Il Leone d'oro alla carriera consegnato dalle mani di Giuseppe Tornatore a Francesco Rosi è stato senza dubbio uno dei momenti migliori di questa 69esima edizione del Festival del cinema di Venezia.
Una scelta ineccepibile, motivata tra l'altro dalla dichiarazione del direttore della Biennale Barbera, il quale ha sottolineato giustamente che “Rosi ha lasciato un segno indelebile nella storia del cinema italiano del dopoguerra.

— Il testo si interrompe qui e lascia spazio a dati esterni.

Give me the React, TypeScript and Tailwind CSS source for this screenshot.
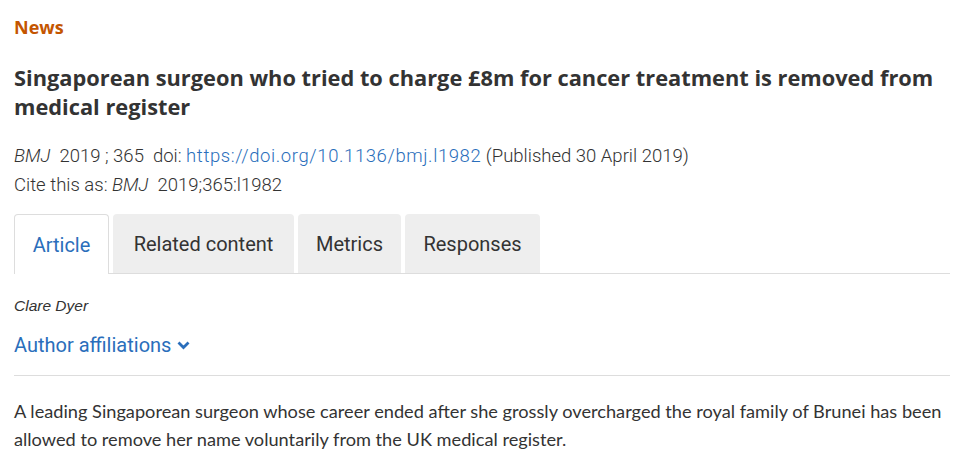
import React from 'react'

const tabs = [
    { label: 'Article', w: 'w-[95px]' },
    { label: 'Related content', w: 'w-[181px]' },
    { label: 'Metrics', w: 'w-[103px]' },
    { label: 'Responses', w: 'w-[135px]' },
]

export default function App() {
    return (
        <div className="bg-white w-[965px] h-[457px] overflow-hidden pl-[14px] pr-[15px] text-[#333] font-['Lato',sans-serif]">
            <div className="pt-[14px] text-[18px] leading-[26px] font-bold text-[#c45500] font-['Open_Sans',sans-serif]">News</div>

            <h1 className="mt-[23px] text-[21.8px] leading-[29px] font-bold text-[#333] font-['Open_Sans',sans-serif]">
                Singaporean surgeon who tried to charge £8m for cancer treatment is removed from medical register
            </h1>

            <div className="mt-[21px] text-[18.5px] leading-[29px] text-[#333] font-['Roboto',sans-serif] font-light">
                <i>BMJ</i>&nbsp; 2019 ; 365&nbsp; doi:{' '}
                <a className="text-[#2a6ebb] tracking-[0.6px]">https://doi.org/10.1136/bmj.l1982</a> (Published 30 April 2019)
            </div>
            <div className="text-[18.5px] leading-[29px] text-[#333] font-['Roboto',sans-serif] font-light">
                Cite this as: <i>BMJ</i>&nbsp; 2019;365:l1982
            </div>

            <div className="mt-[14px] flex gap-[4px] border-b border-[#ddd] h-[60px] font-['Roboto',sans-serif]">
                {tabs.map((t, i) => (
                    <div
                        key={t.label}
                        className={
                            i === 0
                                ? `${t.w} flex items-center justify-center rounded-t-[4px] border border-b-0 border-[#ddd] bg-white text-[#2a6ebb] text-[20px] mb-[-1px] h-[60px]`
                                : `${t.w} flex items-center justify-center rounded-t-[4px] bg-[#eee] text-[#333] text-[20px] h-[59px]`
                        }
                    >
                        {t.label}
                    </div>
                ))}
            </div>

            <div className="mt-[22px] text-[15.5px] leading-[20px] italic text-[#333] font-['Liberation_Sans',sans-serif]">Clare Dyer</div>

            <div className="mt-[16px] flex items-center gap-[6px] text-[20px] leading-[26px] text-[#2a6ebb] font-['Roboto',sans-serif]">
                Author affiliations
                <svg width="13" height="9" viewBox="0 0 13 9" fill="none">
                    <path d="M1.5 1.5l5 5 5-5" stroke="#2a6ebb" strokeWidth="2.8" />
                </svg>
            </div>

            <div className="mt-[17px] border-t border-[#ddd]" />

            <p className="mt-[21px] text-[18.2px] leading-[28px] text-[#333]">
                A leading Singaporean surgeon whose career ended after she grossly overcharged the royal family of Brunei has been allowed to remove her name voluntarily from the UK medical register.
            </p>
        </div>
    )
}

La sua opera ha influenzato generazioni di cineasti in tutto il mondo per il metodo, lo stile, il rigore morale e la capacità di fare spettacolo su temi sociali di stringente attualità.”.
Uno di questi cineasti influenzati da Francesco Rosi, Martin Scorsese (non l'ultimo arrivato...) pur non essendo presente fisicamente alla Mostra, ha voluto fare un ringraziamento e un omaggio personale al maestro con una breve clip delle sue pellicole migliori, sottolineando l'importanza a livello formativo delle pellicole del regista napoletano.
Cercando di allargare il discorso, il premio a Rosi oltre al sacrosanto riconoscimento al cinema di denuncia ed impegno civile che ha caratterizzato le sue pellicole migliori, è il premio ad un'epoca in cui il cinema italiano era ai suoi massimi livelli, sia dal punto di vista degli autori (inutile fare un elenco, sarebbe lunghissimo), sia al fiorire di generi che lo caratterizzavano come una delle cinematografie mondiali migliori. Forse è eccessivo affermare che il cinema italiano di quell'epoca dettava legge a livello mondiale, ma possedeva quella solidità, oggi purtroppo persa, ed i segnali di ripresa non sono certo incoraggianti, se consideriamo il caso di Cinecittà con la protesta delle maestranze ai margini del red carpet durante l'inaugurazione della Mostra.
Un premio ad un regista che ha dato tanto al cinema italiano ed ha ricevuto molto. Basta pensare all'Orso d'oro a Berlino per
Salvatore Giuliano, al Leone d'oro per
Le mani sulla città e la Palma d'oro a Cannes per
Il Caso Mattei, una “tripletta” che pochi cineasti al mondo possono vantare. Tuttavia questo deve essere anche uno stimolo per il nostro cinema attuale a ripercorrere una strada perduta da troppo tempo. L'Italia contemporanea ed i suoi problemi offrono una moltitudine di spunti che un regista come Rosi ed aggiungendo nomi illustri come Petri, Damiani, Lizzani, Vancini ecc. avrebbero saputo cogliere. Ci sono pellicole valide come Martone (
Noi credevamo) o Vicari (
Diaz) altre meno riuscite (Giordana,
Romanzo di una strage), ma anche la netta sensazione di assistere a film estemporanei senza nulla di solido ed omogeneo che possa far pensare alla rinascita di un filone. L'Italia ha bisogno di questo cinema.
La riproposizione di un capolavoro come Il Caso Mattei recentemente restaurato dalla Cineteca di Bologna con la collaborazione della Film Foundation di Martin Scorsese, offre il fianco anche al rovescio della medaglia, ad amare considerazioni. Le nuove generazioni hanno la possibilità di apprezzare i film di Francesco Rosi? Purtroppo solo in parte. Il Caso Mattei, spiace ricordarlo, è tuttora inedito su Dvd e blue-ray nel nostro paese.
Eppure è un film che fa parte del nostro patrimonio cinematografico.
Persi nel limbo degli inediti o fuori catalogo ci sono pellicole come
Le mani sulla città,
Lucky Luciano,
Cadaveri eccellenti.
Eppure anche questi sono patrimonio del cinema italiano e fra le migliori pellicole di Francesco Rosi.
Se il restauro del Caso Mattei rappresenta l'inizio di una diffusione maggiore del cinema rosiano ben venga, anche se con colpevole ritardo. In caso contrario si avrà la spiacevole sensazione a posteriori di aver assistito ad una presa in giro. Verso il pubblico, verso tutti coloro che vorrebbero avvicinarsi al cinema di Rosi e probabilmente verso Rosi stesso. E un monumento del genere non lo merita.